5.      Flip the hens over to the  skin-side and push down to flatten.                                              
6.      Heat 1 tablespoon oil in a skillet over medium-heat when sizzling.
7.      Add curry paste and tomato paste and stir until fragrant, about 3 minutes.
8.      Add coconut milk, tamarind, soy sauce, broth, mushrooms, lemon juice, fish sauce and brown sugar; bring to a simmer.
9.      Remove from heat and add cherry tomatoes, season with sea salt and black pepper.

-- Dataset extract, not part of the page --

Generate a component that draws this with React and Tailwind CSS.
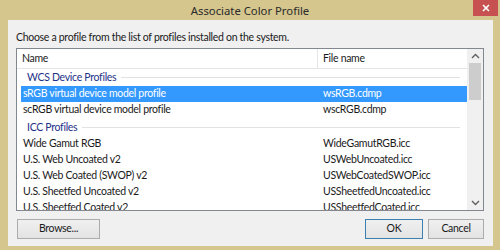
import React from "react";

const font = { fontFamily: 'Lato, "Segoe UI", sans-serif' };
const titleFont = { fontFamily: '"Noto Sans", "Segoe UI", sans-serif' };

const groups = [
  {
    title: "WCS Device Profiles",
    rows: [
      { name: "sRGB virtual device model profile", file: "wsRGB.cdmp", selected: true },
      { name: "scRGB virtual device model profile", file: "wscRGB.cdmp" },
    ],
  },
  {
    title: "ICC Profiles",
    rows: [
      { name: "Wide Gamut RGB", file: "WideGamutRGB.icc" },
      { name: "U.S. Web Uncoated v2", file: "USWebUncoated.icc" },
      { name: "U.S. Web Coated (SWOP) v2", file: "USWebCoatedSWOP.icc" },
      { name: "U.S. Sheetfed Uncoated v2", file: "USSheetfedUncoated.icc" },
      { name: "U.S. Sheetfed Coated v2", file: "USSheetfedCoated.icc" },
    ],
  },
];

const Chevron = ({ up }) => (
  <svg width="9" height="6" viewBox="0 0 9 6">
    <polyline
      points={up ? "1,5 4.5,1.5 8,5" : "1,1 4.5,4.5 8,1"}
      fill="none"
      stroke="#606060"
      strokeWidth="1.4"
    />
  </svg>
);

const Button = ({ children, width, primary }) => (
  <button
    className={`h-[20px] ${width} flex items-center justify-center text-[10.5px] text-[#1a1a1a] bg-gradient-to-b from-[#f0f0f0] to-[#e3e3e3] border ${
      primary ? "border-[#3c7fb1]" : "border-[#acacac]"
    }`}
  >
    {children}
  </button>
);

export default function App() {
  return (
    <div
      className="w-[500px] h-[250px] bg-[#d5c68e] flex flex-col overflow-hidden tracking-[-0.3px]"
      style={font}
    >
      {/* Title bar */}
      <div className="relative h-[20px] flex items-center justify-center">
        <span className="text-[11.3px] text-[#2a2a2a] leading-none pt-[1px] tracking-normal" style={titleFont}>
          Associate Color Profile
        </span>
        <div className="absolute right-[2px] top-0 w-[25px] h-[16px] bg-[#c75050] flex items-center justify-center">
          <svg width="8" height="8" viewBox="0 0 8 8">
            <path d="M1 1 L7 7 M7 1 L1 7" stroke="#fff" strokeWidth="1.6" />
          </svg>
        </div>
      </div>

      {/* Client area */}
      <div className="ml-[8px] w-[485px] h-[226px] bg-[#f0f0f0] pl-[8px] pt-[9px]">
        <div className="text-[10.5px] leading-[16px] text-[#1a1a1a]">
          Choose a profile from the list of profiles installed on the system.
        </div>

        {/* List box */}
        <div className="mt-[3px] w-[468px] h-[163px] border border-[#828790] bg-white flex overflow-hidden">
          <div className="w-[450px] flex flex-col">
            <div className="h-[20px] shrink-0 flex items-center border-b border-[#e5e5e5] text-[10.5px] text-[#1a1a1a]">
              <div className="w-[301px] h-full pl-[5px] flex items-center border-r border-[#e5e5e5]">Name</div>
              <div className="pl-[5px]">File name</div>
            </div>
            {groups.map((g) => (
              <div key={g.title}>
                <div className="ml-[4px] w-[446px] h-[17px] pl-[6px] pr-[7px] flex items-center gap-[5px] text-[10.5px] text-[#1e3287]">
                  <span className="whitespace-nowrap">{g.title}</span>
                  <div className="flex-1 h-px bg-[#e2e2e2]" />
                </div>
                {g.rows.map((r) => (
                  <div
                    key={r.name}
                    className={`ml-[4px] w-[446px] h-[16px] pl-[2px] flex items-center text-[10.5px] whitespace-nowrap ${
                      r.selected ? "bg-[#3399ff] text-white" : "text-[#1a1a1a]"
                    }`}
                  >
                    <div className="w-[300px]">{r.name}</div>
                    <div>{r.file}</div>
                  </div>
                ))}
                {g.title === "WCS Device Profiles" && <div className="h-[1px]" />}
              </div>
            ))}
          </div>

          {/* Scrollbar */}
          <div className="w-[16px] bg-[#f0f0f0] flex flex-col items-center">
            <div className="h-[14px] flex items-center justify-center">
              <Chevron up />
            </div>
            <div className="w-[12px] h-[37px] bg-[#cdcdcd]" />
            <div className="flex-1" />
            <div className="h-[14px] flex items-center justify-center">
              <Chevron />
            </div>
          </div>
        </div>

        {/* Buttons */}
        <div className="mt-[8px] w-[468px] flex items-center pl-[1px]">
          <Button width="w-[83px]">Browse...</Button>
          <div className="flex-1" />
          <div className="flex gap-[5px]">
            <Button width="w-[58px]" primary>
              OK
            </Button>
            <Button width="w-[56px]">Cancel</Button>
          </div>
        </div>
      </div>
    </div>
  );
}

10.  In a pre-heated oven.
11.  Sprinkle hens with salt and pepper.
12.  Heat 2 tablespoons oil in a skillet over high-heat when sizzling.
13.  Add hens to the skills and cook until brown about 4 minutes each side.
14.  Transfer hens to 13 X 9- inch baking dish sprayed with Pam.
15.  Place in oven uncovered until hens are baked through about 35 minutes.
16.  Transfer hens to a serving bowl; tent with tin foil.
17.  Slim fat from sauce.
18.  Pour sauce into a skillet and boil for 5 minutes.
19.  Pour sauce over hens.
20.  Garnish with basil and dried red chilies.
ENJOY DAN:                                                    BON-APPETITE!!